We at IWF have always refuted the idea, so beloved of radical feminists, that there is a huge, discrimination-driven wage gap between what women and men earn for similar jobs.

If you factor in women’s choices (to take years off to be at home with children, for example), you get a miniscule wage gap, and, in some instances, younger, college-educated women in urban centers, women out-earn men.

It was from this perspective of choices and the wage gap that I read a fascinating Reuters story on a choice that educated women are increasingly making. "Educated women quit work as husbands earn more,” the news service reports. The story relies on a study from the Federal Reserve that will be published soon:

It shows that between 1993 and 2006, there was a decline in the workforce of 0.1 percent a year on average in the number of college-educated women, with similarly educated spouses.

That contrasts with growth of 2.4 percent a year between 1976 and 1992.

The result: the labor force in 2008 had 1.64 million fewer such women than if the growth rate had kept up its earlier trend, slightly more than 1 percent of the total workforce in that year.
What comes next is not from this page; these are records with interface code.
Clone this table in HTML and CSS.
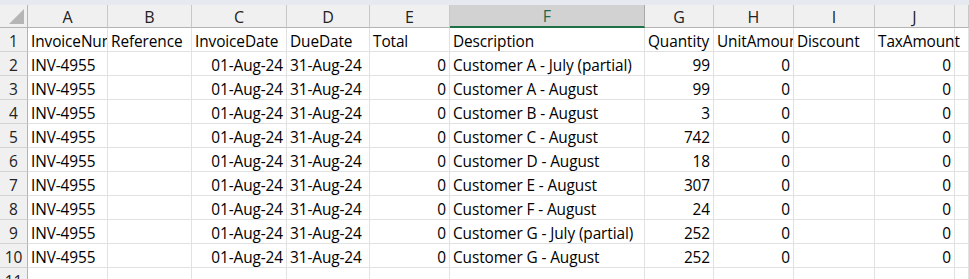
FILE: index.html
```html
<!DOCTYPE html>
<html>
<head>
<meta charset="utf-8">
<link rel="stylesheet" href="styles.css">
</head>
<body>
<div class="topstrip"></div>
<div class="sheet">
  <div class="ch corner"><span class="tri"></span></div>
  <div class="ch">A</div><div class="ch">B</div><div class="ch">C</div><div class="ch">D</div><div class="ch">E</div><div class="ch sel">F</div><div class="ch">G</div><div class="ch">H</div><div class="ch">I</div><div class="ch">J</div><div class="ch"></div>

  <div class="rh">1</div><div class="c">InvoiceNumber</div><div class="c">Reference</div><div class="c">InvoiceDate</div><div class="c">DueDate</div><div class="c">Total</div><div class="c">Description</div><div class="c">Quantity</div><div class="c">UnitAmount</div><div class="c">Discount</div><div class="c spill">TaxAmount</div><div class="c"></div>

  <div class="rh">2</div><div class="c">INV-4955</div><div class="c"></div><div class="c n">01-Aug-24</div><div class="c">31-Aug-24</div><div class="c n">0</div><div class="c">Customer A - July (partial)</div><div class="c n">99</div><div class="c n">0</div><div class="c"></div><div class="c n">0</div><div class="c"></div>

  <div class="rh">3</div><div class="c">INV-4955</div><div class="c"></div><div class="c n">01-Aug-24</div><div class="c">31-Aug-24</div><div class="c n">0</div><div class="c">Customer A - August</div><div class="c n">99</div><div class="c n">0</div><div class="c"></div><div class="c n">0</div><div class="c"></div>

  <div class="rh">4</div><div class="c">INV-4955</div><div class="c"></div><div class="c n">01-Aug-24</div><div class="c">31-Aug-24</div><div class="c n">0</div><div class="c">Customer B - August</div><div class="c n">3</div><div class="c n">0</div><div class="c"></div><div class="c n">0</div><div class="c"></div>

  <div class="rh">5</div><div class="c">INV-4955</div><div class="c"></div><div class="c n">01-Aug-24</div><div class="c">31-Aug-24</div><div class="c n">0</div><div class="c">Customer C - August</div><div class="c n">742</div><div class="c n">0</div><div class="c"></div><div class="c n">0</div><div class="c"></div>

  <div class="rh">6</div><div class="c">INV-4955</div><div class="c"></div><div class="c n">01-Aug-24</div><div class="c">31-Aug-24</div><div class="c n">0</div><div class="c">Customer D - August</div><div class="c n">18</div><div class="c n">0</div><div class="c"></div><div class="c n">0</div><div class="c"></div>

  <div class="rh">7</div><div class="c">INV-4955</div><div class="c"></div><div class="c n">01-Aug-24</div><div class="c">31-Aug-24</div><div class="c n">0</div><div class="c">Customer E - August</div><div class="c n">307</div><div class="c n">0</div><div class="c"></div><div class="c n">0</div><div class="c"></div>

  <div class="rh">8</div><div class="c">INV-4955</div><div class="c"></div><div class="c n">01-Aug-24</div><div class="c">31-Aug-24</div><div class="c n">0</div><div class="c">Customer F - August</div><div class="c n">24</div><div class="c n">0</div><div class="c"></div><div class="c n">0</div><div class="c"></div>

  <div class="rh">9</div><div class="c">INV-4955</div><div class="c"></div><div class="c n">01-Aug-24</div><div class="c">31-Aug-24</div><div class="c n">0</div><div class="c">Customer G - July (partial)</div><div class="c n">252</div><div class="c n">0</div><div class="c"></div><div class="c n">0</div><div class="c"></div>

  <div class="rh">10</div><div class="c">INV-4955</div><div class="c"></div><div class="c n">01-Aug-24</div><div class="c">31-Aug-24</div><div class="c n">0</div><div class="c">Customer G - August</div><div class="c n">252</div><div class="c n">0</div><div class="c"></div><div class="c n">0</div><div class="c"></div>

  <div class="rh">11</div><div class="c"></div><div class="c"></div><div class="c"></div><div class="c"></div><div class="c"></div><div class="c"></div><div class="c"></div><div class="c"></div><div class="c"></div><div class="c"></div><div class="c"></div>
</div>
</body>
</html>
```

FILE: styles.css
```css
* { box-sizing: border-box; }
html, body {
  margin: 0;
  padding: 0;
  background: #ffffff;
  overflow: hidden;
  font-family: "Open Sans", "Noto Sans", sans-serif;
  color: #000;
}
.topstrip {
  height: 5px;
  background: #e6e9f0;
}
.sheet {
  display: grid;
  grid-template-columns: 28px 80px 84px 95px 83px 80px 195px 69px 80px 81px 80px 14px;
  grid-template-rows: 23px repeat(11, 24px);
}
.ch {
  background: #f0f0f0;
  border-right: 1px solid #c8c8c8;
  border-bottom: 1px solid #b4b4b4;
  font-size: 16px;
  color: #222;
  display: flex;
  align-items: center;
  justify-content: center;
  line-height: 1;
  padding-top: 1px;
}
.ch.sel {
  background: #d2d2d2;
  color: #1f6a4a;
  border-bottom: 2px solid #1e7145;
  border-right-color: #a9a9a9;
}
.corner {
  position: relative;
  border-right: 1px solid #b4b4b4;
}
.tri {
  position: absolute;
  right: 3px;
  bottom: 3px;
  width: 0;
  height: 0;
  border-left: 15px solid transparent;
  border-bottom: 15px solid #b5b5b5;
}
.rh {
  background: #f0f0f0;
  border-right: 1px solid #b4b4b4;
  border-bottom: 1px solid #d4d4d4;
  font-size: 15.5px;
  color: #222;
  display: flex;
  align-items: flex-end;
  justify-content: center;
  padding-bottom: 2px;
  line-height: 1;
}
.c {
  border-right: 1px solid #e1e1e1;
  border-bottom: 1px solid #e1e1e1;
  font-size: 15.4px;
  white-space: nowrap;
  overflow: hidden;
  padding: 0 3px 2px 3px;
  display: flex;
  align-items: flex-end;
  line-height: 1;
  letter-spacing: -0.1px;
}
.c.n {
  justify-content: flex-end;
}
.c.spill {
  overflow: visible;
  position: relative;
  z-index: 1;
}
```
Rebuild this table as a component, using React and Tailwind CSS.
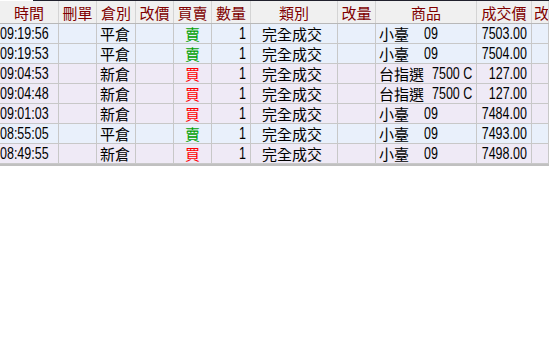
import React from "react";

const cols =
  "grid grid-cols-[59px_38px_39px_38px_38px_39px_87px_38px_101px_55px_17px]";

const rows = [
  { t: "09:19:56", kind: "平倉", side: "賣", name: "小臺", code: "09", gap: "ml-[15px]", price: "7503.00" },
  { t: "09:19:53", kind: "平倉", side: "賣", name: "小臺", code: "09", gap: "ml-[15px]", price: "7504.00" },
  { t: "09:04:53", kind: "新倉", side: "買", name: "台指選", code: "7500 C", gap: "ml-[8px]", price: "127.00" },
  { t: "09:04:48", kind: "新倉", side: "買", name: "台指選", code: "7500 C", gap: "ml-[8px]", price: "127.00" },
  { t: "09:01:03", kind: "新倉", side: "買", name: "小臺", code: "09", gap: "ml-[15px]", price: "7484.00" },
  { t: "08:55:05", kind: "平倉", side: "賣", name: "小臺", code: "09", gap: "ml-[15px]", price: "7493.00" },
  { t: "08:49:55", kind: "新倉", side: "買", name: "小臺", code: "09", gap: "ml-[15px]", price: "7498.00" },
];

const cjk = "font-['Noto_Sans_CJK_TC',sans-serif]";
const num = "inline-block font-['Liberation_Sans',sans-serif] text-[16px] scale-x-[0.78]";
const cell = "border-r border-[#c8c8c8] flex items-center overflow-hidden whitespace-nowrap";

export default function App() {
  return (
    <div className="w-[549px] h-[338px] bg-white overflow-hidden">
      <div className="h-px ml-[33px] bg-[#20202c]"></div>

      <div className={`${cols} h-[23px] bg-[#f0f0f0] border-b border-[#b8b8b8] text-[#800000] text-[15px] leading-none ${cjk}`}>
        {["時間", "刪單", "倉別", "改價", "買賣", "數量", "類別", "改量", "商品", "成交價", "改"].map((h, i) => (
          <div key={i} className={`${cell} border-[#d4d4d4] ${i === 10 ? "justify-start pl-[2px]" : "justify-center"}`}>
            {h}
          </div>
        ))}
      </div>

      {rows.map((r, i) => {
        const bg = r.kind === "平倉" ? "bg-[#e9f0fb]" : "bg-[#efeaf6]";
        return (
          <div key={i} className={`${cols} h-[20px] ${bg} border-b border-[#c8c8c8] text-black text-[15px] leading-none`}>
            <div className={cell}>
              <span className={`${num} origin-left`}>{r.t}</span>
            </div>
            <div className={cell}></div>
            <div className={`${cell} pl-[3px] ${cjk}`}>{r.kind}</div>
            <div className={cell}></div>
            <div className={`${cell} justify-center ${cjk} ${r.side === "賣" ? "text-[#00a000]" : "text-[#ff0000]"}`}>
              {r.side}
            </div>
            <div className={`${cell} justify-end pr-[4px]`}>
              <span className={`${num} origin-right`}>1</span>
            </div>
            <div className={`${cell} pl-[11px] ${cjk}`}>完全成交</div>
            <div className={cell}></div>
            <div className={`${cell} pl-[3px]`}>
              <span className={cjk}>{r.name}</span>
              <span className={`${r.gap} ${num} origin-left`}>{r.code}</span>
            </div>
            <div className={`${cell} justify-end pr-[4px]`}>
              <span className={`${num} origin-right`}>{r.price}</span>
            </div>
            <div className={cell}></div>
          </div>
        );
      })}
      <div className="h-[2px] bg-[#c0c0c0]"></div>
    </div>
  );
}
Stefania Albanesi, a senior economist at the Federal Reserve Bank of New York and an author of the study, seems to me to be caught in the old, feminist mindset (I say this on the basis of a few quotes in one article, so I could well be reading too much into her remarks). She says that the salaries of top men have risen and that their salaries have “dwarfed” those of wives. But you don’t quit work because somebody else is earning more than you, although you might leave the workforce if the family no longer needs what you are earning. It’s a matter of—well—the choices women make.

We at IWF have always said, in response to the question of what role women should play, that women should do what they want to, whether it is work outside the household or stay home, depending on what her financial situation is. But it is becoming increasingly hard for women who aren't college-educated and affluent to make the choice to stay home.

The Wall Street Journal's James Taranto makes that point today in a commentary on the Reuters story:

For women with lower levels of education, the picture is markedly different, as Charles Murray shows in "Coming Apart: The State of White America, 1960-2010." One-income households have become common at the lower end of the socioeconomic spectrum as well–but because women are less likely to be married at all, while men are less likely to be in the labor force.

Marriage and male responsibility for families were once the norm at all levels of American society. Feminism was supposed to liberate women from dependency on men. Instead it has helped to create a two-tiered culture in which the norm is for women to be "chained to a desk," but those who hit the jackpot in the mating game can realistically aspire to escape that status. Nice going, ladies. Happy International Women's Day.

 As President Obama’s campaign is disgracefully promoting the idea that the Republicans are waging a “war on women,” I’d like to disagree. You know what the real war against women is? A lousy economy.